**Exercise prompt:**
Write out the material again word for word, dropping any images it holds.

**Source material:**
============================================================
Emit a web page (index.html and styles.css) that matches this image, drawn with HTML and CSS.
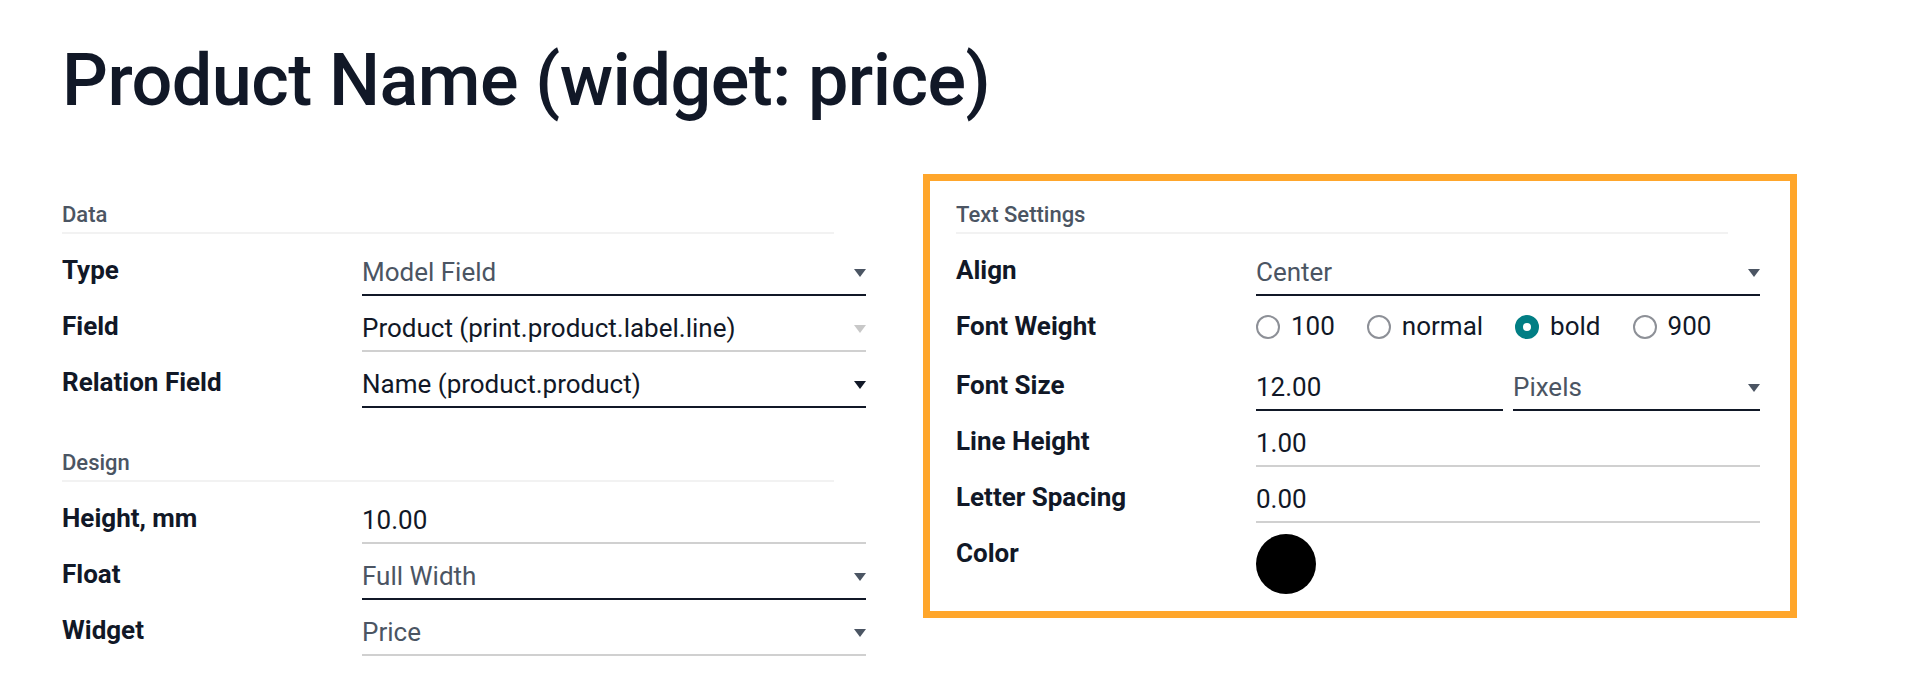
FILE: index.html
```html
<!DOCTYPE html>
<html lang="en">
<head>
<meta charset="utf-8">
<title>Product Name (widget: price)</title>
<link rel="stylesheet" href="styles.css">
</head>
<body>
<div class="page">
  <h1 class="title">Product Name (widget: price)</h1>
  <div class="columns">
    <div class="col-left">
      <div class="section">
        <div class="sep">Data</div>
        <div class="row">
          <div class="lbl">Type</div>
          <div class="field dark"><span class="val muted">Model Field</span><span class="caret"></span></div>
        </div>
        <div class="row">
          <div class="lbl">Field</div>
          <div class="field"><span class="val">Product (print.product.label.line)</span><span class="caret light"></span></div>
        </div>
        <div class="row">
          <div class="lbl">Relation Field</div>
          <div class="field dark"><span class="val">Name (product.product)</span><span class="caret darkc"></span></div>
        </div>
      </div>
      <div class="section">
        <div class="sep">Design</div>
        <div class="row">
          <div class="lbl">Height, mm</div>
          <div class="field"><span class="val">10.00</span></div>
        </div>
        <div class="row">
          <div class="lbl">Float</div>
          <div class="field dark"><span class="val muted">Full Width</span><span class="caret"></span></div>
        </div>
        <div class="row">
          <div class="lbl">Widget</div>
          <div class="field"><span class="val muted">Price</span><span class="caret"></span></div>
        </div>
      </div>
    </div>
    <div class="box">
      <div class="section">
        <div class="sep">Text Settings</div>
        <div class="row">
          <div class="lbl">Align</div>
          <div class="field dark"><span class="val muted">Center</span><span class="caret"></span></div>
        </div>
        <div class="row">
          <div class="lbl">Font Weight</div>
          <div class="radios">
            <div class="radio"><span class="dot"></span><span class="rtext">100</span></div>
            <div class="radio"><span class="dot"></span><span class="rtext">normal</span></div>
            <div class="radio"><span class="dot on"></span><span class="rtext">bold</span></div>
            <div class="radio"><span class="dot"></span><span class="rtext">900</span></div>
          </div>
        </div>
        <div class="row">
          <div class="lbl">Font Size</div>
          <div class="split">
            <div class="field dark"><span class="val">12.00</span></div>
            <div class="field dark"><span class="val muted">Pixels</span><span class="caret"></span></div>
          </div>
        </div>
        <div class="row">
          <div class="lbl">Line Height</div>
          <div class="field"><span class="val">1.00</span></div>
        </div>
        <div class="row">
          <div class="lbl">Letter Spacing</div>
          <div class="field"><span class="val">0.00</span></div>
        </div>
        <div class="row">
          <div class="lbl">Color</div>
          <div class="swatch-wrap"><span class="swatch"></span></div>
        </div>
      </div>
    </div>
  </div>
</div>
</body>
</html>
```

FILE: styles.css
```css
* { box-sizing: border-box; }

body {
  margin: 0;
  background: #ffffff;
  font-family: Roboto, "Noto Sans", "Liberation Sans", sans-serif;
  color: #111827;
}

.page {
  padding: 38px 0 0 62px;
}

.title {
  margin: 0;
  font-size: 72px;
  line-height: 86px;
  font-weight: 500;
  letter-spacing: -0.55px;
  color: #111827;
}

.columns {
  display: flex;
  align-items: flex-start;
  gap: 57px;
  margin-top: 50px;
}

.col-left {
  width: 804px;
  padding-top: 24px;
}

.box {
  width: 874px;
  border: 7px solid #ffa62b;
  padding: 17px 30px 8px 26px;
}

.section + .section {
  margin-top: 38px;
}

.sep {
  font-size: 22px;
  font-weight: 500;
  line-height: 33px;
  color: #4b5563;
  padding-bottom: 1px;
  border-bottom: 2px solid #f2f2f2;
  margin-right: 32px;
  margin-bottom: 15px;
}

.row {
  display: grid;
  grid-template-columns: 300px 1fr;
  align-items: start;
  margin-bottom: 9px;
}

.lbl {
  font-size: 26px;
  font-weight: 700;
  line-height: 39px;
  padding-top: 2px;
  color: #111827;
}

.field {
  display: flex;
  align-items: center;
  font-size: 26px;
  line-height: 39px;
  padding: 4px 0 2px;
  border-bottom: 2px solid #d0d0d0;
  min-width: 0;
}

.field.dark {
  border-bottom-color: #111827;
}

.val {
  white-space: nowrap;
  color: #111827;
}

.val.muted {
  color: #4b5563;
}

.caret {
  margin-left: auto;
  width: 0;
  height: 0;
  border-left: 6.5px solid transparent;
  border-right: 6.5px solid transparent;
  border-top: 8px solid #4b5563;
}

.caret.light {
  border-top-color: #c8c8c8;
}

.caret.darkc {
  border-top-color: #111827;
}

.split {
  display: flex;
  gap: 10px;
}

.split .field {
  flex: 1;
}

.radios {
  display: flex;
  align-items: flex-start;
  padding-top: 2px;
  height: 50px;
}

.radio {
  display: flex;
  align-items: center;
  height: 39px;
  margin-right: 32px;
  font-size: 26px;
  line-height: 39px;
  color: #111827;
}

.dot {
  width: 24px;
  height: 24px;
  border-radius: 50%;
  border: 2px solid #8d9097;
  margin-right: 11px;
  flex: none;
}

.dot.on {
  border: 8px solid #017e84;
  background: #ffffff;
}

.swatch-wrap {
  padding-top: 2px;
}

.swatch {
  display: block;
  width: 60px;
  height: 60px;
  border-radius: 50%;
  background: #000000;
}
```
============================================================
**Task answer:**
Emit a web page (index.html and styles.css) that matches this image, drawn with HTML and CSS.
FILE: index.html
```html
<!DOCTYPE html>
<html lang="en">
<head>
<meta charset="utf-8">
<title>Product Name (widget: price)</title>
<link rel="stylesheet" href="styles.css">
</head>
<body>
<div class="page">
  <h1 class="title">Product Name (widget: price)</h1>
  <div class="columns">
    <div class="col-left">
      <div class="section">
        <div class="sep">Data</div>
        <div class="row">
          <div class="lbl">Type</div>
          <div class="field dark"><span class="val muted">Model Field</span><span class="caret"></span></div>
        </div>
        <div class="row">
          <div class="lbl">Field</div>
          <div class="field"><span class="val">Product (print.product.label.line)</span><span class="caret light"></span></div>
        </div>
        <div class="row">
          <div class="lbl">Relation Field</div>
          <div class="field dark"><span class="val">Name (product.product)</span><span class="caret darkc"></span></div>
        </div>
      </div>
      <div class="section">
        <div class="sep">Design</div>
        <div class="row">
          <div class="lbl">Height, mm</div>
          <div class="field"><span class="val">10.00</span></div>
        </div>
        <div class="row">
          <div class="lbl">Float</div>
          <div class="field dark"><span class="val muted">Full Width</span><span class="caret"></span></div>
        </div>
        <div class="row">
          <div class="lbl">Widget</div>
          <div class="field"><span class="val muted">Price</span><span class="caret"></span></div>
        </div>
      </div>
    </div>
    <div class="box">
      <div class="section">
        <div class="sep">Text Settings</div>
        <div class="row">
          <div class="lbl">Align</div>
          <div class="field dark"><span class="val muted">Center</span><span class="caret"></span></div>
        </div>
        <div class="row">
          <div class="lbl">Font Weight</div>
          <div class="radios">
            <div class="radio"><span class="dot"></span><span class="rtext">100</span></div>
            <div class="radio"><span class="dot"></span><span class="rtext">normal</span></div>
            <div class="radio"><span class="dot on"></span><span class="rtext">bold</span></div>
            <div class="radio"><span class="dot"></span><span class="rtext">900</span></div>
          </div>
        </div>
        <div class="row">
          <div class="lbl">Font Size</div>
          <div class="split">
            <div class="field dark"><span class="val">12.00</span></div>
            <div class="field dark"><span class="val muted">Pixels</span><span class="caret"></span></div>
          </div>
        </div>
        <div class="row">
          <div class="lbl">Line Height</div>
          <div class="field"><span class="val">1.00</span></div>
        </div>
        <div class="row">
          <div class="lbl">Letter Spacing</div>
          <div class="field"><span class="val">0.00</span></div>
        </div>
        <div class="row">
          <div class="lbl">Color</div>
          <div class="swatch-wrap"><span class="swatch"></span></div>
        </div>
      </div>
    </div>
  </div>
</div>
</body>
</html>
```

FILE: styles.css
```css
* { box-sizing: border-box; }

body {
  margin: 0;
  background: #ffffff;
  font-family: Roboto, "Noto Sans", "Liberation Sans", sans-serif;
  color: #111827;
}

.page {
  padding: 38px 0 0 62px;
}

.title {
  margin: 0;
  font-size: 72px;
  line-height: 86px;
  font-weight: 500;
  letter-spacing: -0.55px;
  color: #111827;
}

.columns {
  display: flex;
  align-items: flex-start;
  gap: 57px;
  margin-top: 50px;
}

.col-left {
  width: 804px;
  padding-top: 24px;
}

.box {
  width: 874px;
  border: 7px solid #ffa62b;
  padding: 17px 30px 8px 26px;
}

.section + .section {
  margin-top: 38px;
}

.sep {
  font-size: 22px;
  font-weight: 500;
  line-height: 33px;
  color: #4b5563;
  padding-bottom: 1px;
  border-bottom: 2px solid #f2f2f2;
  margin-right: 32px;
  margin-bottom: 15px;
}

.row {
  display: grid;
  grid-template-columns: 300px 1fr;
  align-items: start;
  margin-bottom: 9px;
}

.lbl {
  font-size: 26px;
  font-weight: 700;
  line-height: 39px;
  padding-top: 2px;
  color: #111827;
}

.field {
  display: flex;
  align-items: center;
  font-size: 26px;
  line-height: 39px;
  padding: 4px 0 2px;
  border-bottom: 2px solid #d0d0d0;
  min-width: 0;
}

.field.dark {
  border-bottom-color: #111827;
}

.val {
  white-space: nowrap;
  color: #111827;
}

.val.muted {
  color: #4b5563;
}

.caret {
  margin-left: auto;
  width: 0;
  height: 0;
  border-left: 6.5px solid transparent;
  border-right: 6.5px solid transparent;
  border-top: 8px solid #4b5563;
}

.caret.light {
  border-top-color: #c8c8c8;
}

.caret.darkc {
  border-top-color: #111827;
}

.split {
  display: flex;
  gap: 10px;
}

.split .field {
  flex: 1;
}

.radios {
  display: flex;
  align-items: flex-start;
  padding-top: 2px;
  height: 50px;
}

.radio {
  display: flex;
  align-items: center;
  height: 39px;
  margin-right: 32px;
  font-size: 26px;
  line-height: 39px;
  color: #111827;
}

.dot {
  width: 24px;
  height: 24px;
  border-radius: 50%;
  border: 2px solid #8d9097;
  margin-right: 11px;
  flex: none;
}

.dot.on {
  border: 8px solid #017e84;
  background: #ffffff;
}

.swatch-wrap {
  padding-top: 2px;
}

.swatch {
  display: block;
  width: 60px;
  height: 60px;
  border-radius: 50%;
  background: #000000;
}
```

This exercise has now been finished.